## TASK REQUIREMENTS:
Give the count of lines that include the string "this". Add nothing to it.

## RECORDS TO PROCESS:
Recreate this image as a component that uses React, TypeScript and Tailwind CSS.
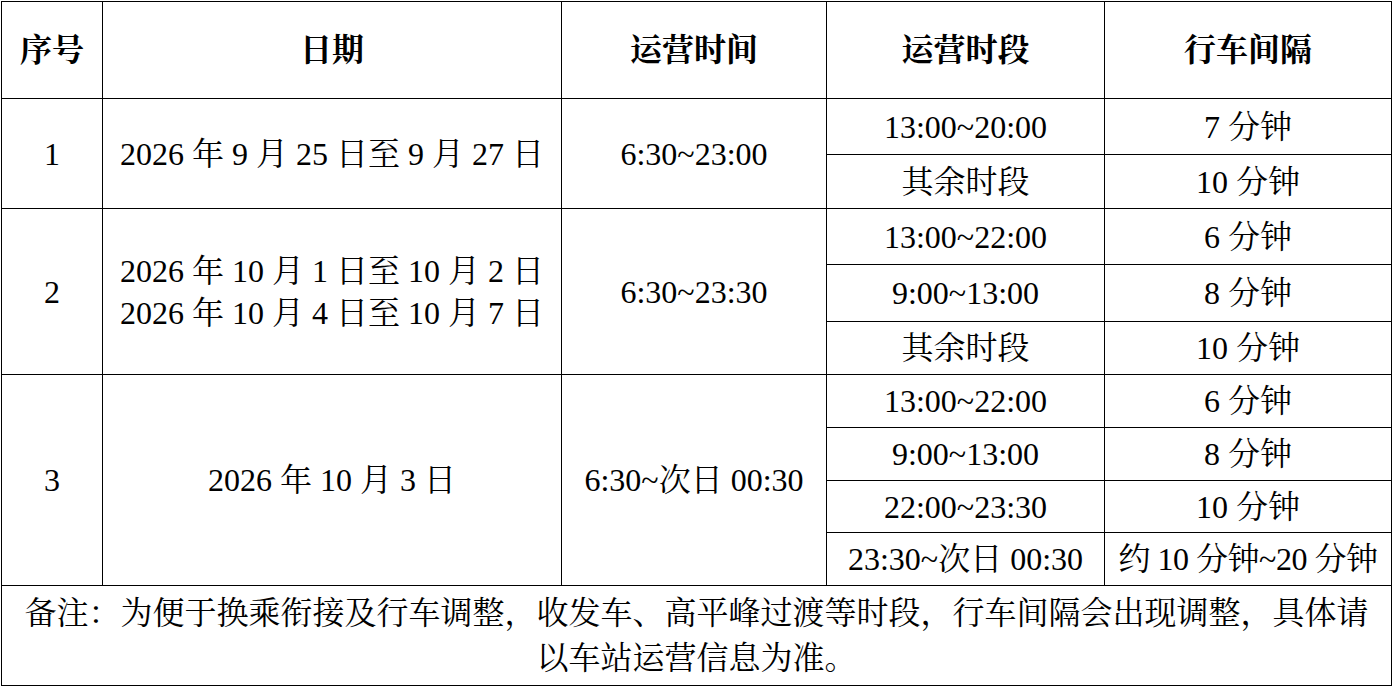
==
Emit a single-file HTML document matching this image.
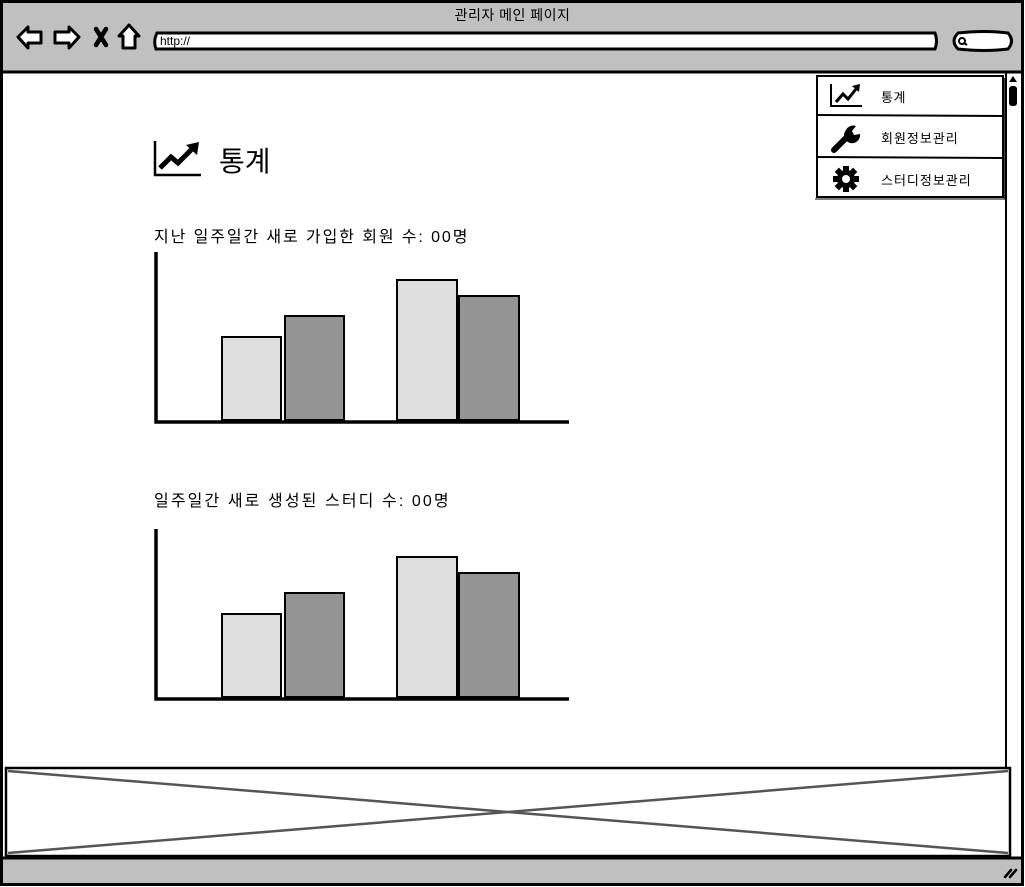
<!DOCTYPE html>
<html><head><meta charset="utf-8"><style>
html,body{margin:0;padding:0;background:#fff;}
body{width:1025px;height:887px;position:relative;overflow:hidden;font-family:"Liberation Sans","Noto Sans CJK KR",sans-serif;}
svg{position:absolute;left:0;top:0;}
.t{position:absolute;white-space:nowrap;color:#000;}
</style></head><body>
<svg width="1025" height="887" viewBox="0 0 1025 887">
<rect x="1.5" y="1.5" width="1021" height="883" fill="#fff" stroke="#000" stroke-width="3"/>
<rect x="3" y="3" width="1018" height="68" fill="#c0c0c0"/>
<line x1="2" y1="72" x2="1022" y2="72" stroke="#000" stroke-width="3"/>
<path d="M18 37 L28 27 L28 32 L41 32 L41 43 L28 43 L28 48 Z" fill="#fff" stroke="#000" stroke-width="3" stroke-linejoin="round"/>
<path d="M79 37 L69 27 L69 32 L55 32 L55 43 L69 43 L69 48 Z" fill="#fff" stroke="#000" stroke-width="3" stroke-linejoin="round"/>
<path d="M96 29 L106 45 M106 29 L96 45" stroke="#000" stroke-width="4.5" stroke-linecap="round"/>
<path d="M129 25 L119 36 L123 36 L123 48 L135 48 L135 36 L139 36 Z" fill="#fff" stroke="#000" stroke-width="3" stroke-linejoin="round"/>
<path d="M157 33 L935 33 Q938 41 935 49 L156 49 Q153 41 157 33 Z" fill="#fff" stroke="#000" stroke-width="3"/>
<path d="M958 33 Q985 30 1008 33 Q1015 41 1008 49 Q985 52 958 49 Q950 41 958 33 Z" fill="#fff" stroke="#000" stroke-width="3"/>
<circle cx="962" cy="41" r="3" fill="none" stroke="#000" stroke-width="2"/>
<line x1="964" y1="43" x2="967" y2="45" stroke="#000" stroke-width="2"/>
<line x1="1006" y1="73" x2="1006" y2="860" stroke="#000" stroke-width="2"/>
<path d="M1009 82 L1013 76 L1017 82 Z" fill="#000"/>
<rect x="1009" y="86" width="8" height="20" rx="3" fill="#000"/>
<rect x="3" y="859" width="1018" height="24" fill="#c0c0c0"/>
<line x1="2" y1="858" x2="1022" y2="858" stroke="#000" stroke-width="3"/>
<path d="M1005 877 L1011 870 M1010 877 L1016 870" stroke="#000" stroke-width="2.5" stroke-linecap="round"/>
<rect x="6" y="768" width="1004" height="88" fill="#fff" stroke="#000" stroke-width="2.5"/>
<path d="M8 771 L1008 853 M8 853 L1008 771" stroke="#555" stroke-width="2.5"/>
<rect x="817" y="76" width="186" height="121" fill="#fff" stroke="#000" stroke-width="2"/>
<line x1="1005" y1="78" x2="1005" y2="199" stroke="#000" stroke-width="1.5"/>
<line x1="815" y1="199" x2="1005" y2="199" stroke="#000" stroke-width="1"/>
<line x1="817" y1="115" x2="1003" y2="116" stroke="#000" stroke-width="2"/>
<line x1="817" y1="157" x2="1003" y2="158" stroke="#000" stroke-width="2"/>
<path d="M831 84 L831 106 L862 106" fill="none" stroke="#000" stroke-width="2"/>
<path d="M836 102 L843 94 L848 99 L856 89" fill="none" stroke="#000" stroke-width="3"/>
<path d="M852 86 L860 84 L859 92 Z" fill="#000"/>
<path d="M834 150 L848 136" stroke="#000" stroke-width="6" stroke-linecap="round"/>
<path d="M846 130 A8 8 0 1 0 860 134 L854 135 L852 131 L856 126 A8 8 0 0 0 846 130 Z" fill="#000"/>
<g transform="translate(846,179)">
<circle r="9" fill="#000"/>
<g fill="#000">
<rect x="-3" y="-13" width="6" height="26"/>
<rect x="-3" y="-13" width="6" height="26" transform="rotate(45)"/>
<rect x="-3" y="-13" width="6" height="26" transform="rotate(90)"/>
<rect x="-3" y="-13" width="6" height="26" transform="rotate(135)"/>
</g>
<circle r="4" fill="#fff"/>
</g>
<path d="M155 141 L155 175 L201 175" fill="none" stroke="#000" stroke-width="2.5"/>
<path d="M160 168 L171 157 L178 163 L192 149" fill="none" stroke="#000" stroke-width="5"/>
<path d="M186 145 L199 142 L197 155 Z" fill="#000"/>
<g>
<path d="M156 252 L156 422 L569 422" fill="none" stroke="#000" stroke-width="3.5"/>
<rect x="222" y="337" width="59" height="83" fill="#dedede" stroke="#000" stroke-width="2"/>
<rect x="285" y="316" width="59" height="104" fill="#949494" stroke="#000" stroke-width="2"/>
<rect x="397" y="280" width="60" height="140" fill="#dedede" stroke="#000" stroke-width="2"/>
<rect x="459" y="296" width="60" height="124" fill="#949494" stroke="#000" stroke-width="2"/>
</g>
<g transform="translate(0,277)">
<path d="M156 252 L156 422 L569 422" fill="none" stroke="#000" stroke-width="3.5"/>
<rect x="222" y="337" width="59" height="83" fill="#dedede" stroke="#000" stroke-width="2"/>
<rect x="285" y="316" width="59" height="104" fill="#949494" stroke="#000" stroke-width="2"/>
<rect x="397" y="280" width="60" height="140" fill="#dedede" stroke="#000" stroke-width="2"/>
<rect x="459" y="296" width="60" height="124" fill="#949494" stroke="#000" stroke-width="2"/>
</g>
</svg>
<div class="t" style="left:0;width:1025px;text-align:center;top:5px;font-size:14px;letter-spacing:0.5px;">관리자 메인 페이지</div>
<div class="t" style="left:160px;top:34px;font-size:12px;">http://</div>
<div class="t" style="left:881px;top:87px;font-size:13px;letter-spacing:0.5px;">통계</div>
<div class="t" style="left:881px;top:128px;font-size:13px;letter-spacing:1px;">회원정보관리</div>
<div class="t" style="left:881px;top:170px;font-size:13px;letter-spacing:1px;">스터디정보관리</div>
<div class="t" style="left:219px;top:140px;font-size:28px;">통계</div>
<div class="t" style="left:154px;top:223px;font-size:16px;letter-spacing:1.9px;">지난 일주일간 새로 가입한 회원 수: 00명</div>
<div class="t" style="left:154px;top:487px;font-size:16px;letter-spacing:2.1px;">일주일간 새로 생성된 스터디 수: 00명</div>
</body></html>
* * *
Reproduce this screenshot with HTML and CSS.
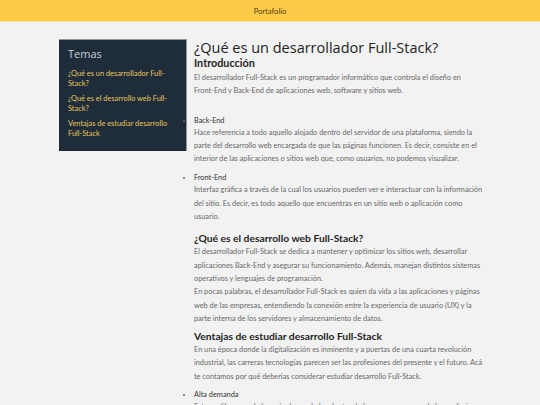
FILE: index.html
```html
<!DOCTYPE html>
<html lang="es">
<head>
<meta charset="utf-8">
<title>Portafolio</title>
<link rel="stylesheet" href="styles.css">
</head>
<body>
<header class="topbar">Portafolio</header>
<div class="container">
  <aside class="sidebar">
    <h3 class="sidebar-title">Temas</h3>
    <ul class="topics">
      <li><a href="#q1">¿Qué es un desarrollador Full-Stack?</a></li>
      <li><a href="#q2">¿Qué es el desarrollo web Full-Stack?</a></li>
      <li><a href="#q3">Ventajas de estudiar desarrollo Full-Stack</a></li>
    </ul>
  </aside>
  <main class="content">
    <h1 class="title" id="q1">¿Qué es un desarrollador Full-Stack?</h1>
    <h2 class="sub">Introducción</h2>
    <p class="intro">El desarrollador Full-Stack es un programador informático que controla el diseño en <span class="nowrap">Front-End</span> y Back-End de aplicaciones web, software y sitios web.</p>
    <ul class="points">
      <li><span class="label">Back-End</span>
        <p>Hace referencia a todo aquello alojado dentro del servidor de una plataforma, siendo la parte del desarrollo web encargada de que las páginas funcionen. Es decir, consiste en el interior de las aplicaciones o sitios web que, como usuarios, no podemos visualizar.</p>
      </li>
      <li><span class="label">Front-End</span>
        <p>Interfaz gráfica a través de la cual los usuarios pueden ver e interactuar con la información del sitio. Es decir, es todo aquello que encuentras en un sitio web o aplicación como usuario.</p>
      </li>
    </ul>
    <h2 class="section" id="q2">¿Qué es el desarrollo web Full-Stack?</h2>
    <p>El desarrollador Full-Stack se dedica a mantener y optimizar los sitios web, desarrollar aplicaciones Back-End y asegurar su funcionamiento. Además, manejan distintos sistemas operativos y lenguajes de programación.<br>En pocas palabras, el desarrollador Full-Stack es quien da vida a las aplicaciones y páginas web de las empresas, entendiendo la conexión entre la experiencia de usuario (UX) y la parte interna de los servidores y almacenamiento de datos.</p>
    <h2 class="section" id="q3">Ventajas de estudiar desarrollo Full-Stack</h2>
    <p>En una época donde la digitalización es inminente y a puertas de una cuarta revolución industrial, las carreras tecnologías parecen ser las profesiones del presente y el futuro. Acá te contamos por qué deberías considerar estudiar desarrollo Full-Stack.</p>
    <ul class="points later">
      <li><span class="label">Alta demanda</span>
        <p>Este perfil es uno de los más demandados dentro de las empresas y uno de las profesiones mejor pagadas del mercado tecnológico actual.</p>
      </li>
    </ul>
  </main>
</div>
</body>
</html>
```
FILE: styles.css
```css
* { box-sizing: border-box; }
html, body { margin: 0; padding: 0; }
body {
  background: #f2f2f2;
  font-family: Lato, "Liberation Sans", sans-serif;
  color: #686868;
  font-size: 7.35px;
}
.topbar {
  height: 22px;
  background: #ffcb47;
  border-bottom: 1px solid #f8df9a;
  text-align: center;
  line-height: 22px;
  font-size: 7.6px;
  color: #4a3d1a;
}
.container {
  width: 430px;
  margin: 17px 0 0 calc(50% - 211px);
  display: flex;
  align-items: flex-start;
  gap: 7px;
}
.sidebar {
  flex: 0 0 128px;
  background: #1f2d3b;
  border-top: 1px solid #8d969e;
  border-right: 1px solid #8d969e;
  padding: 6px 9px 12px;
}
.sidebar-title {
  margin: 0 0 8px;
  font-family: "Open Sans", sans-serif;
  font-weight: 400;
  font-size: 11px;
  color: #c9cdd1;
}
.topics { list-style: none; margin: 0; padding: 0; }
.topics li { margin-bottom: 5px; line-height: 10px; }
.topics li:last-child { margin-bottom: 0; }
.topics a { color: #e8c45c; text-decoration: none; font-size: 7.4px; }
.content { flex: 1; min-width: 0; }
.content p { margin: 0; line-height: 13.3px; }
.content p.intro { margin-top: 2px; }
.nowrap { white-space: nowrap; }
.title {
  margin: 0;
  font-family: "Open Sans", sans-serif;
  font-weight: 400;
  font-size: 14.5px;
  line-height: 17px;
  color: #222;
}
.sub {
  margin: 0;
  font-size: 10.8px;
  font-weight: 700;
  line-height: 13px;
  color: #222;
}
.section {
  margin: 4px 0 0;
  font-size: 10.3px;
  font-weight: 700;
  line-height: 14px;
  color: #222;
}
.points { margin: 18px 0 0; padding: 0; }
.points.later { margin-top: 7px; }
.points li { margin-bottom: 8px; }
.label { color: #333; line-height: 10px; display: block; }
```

## COMPLETE OUTPUT:
3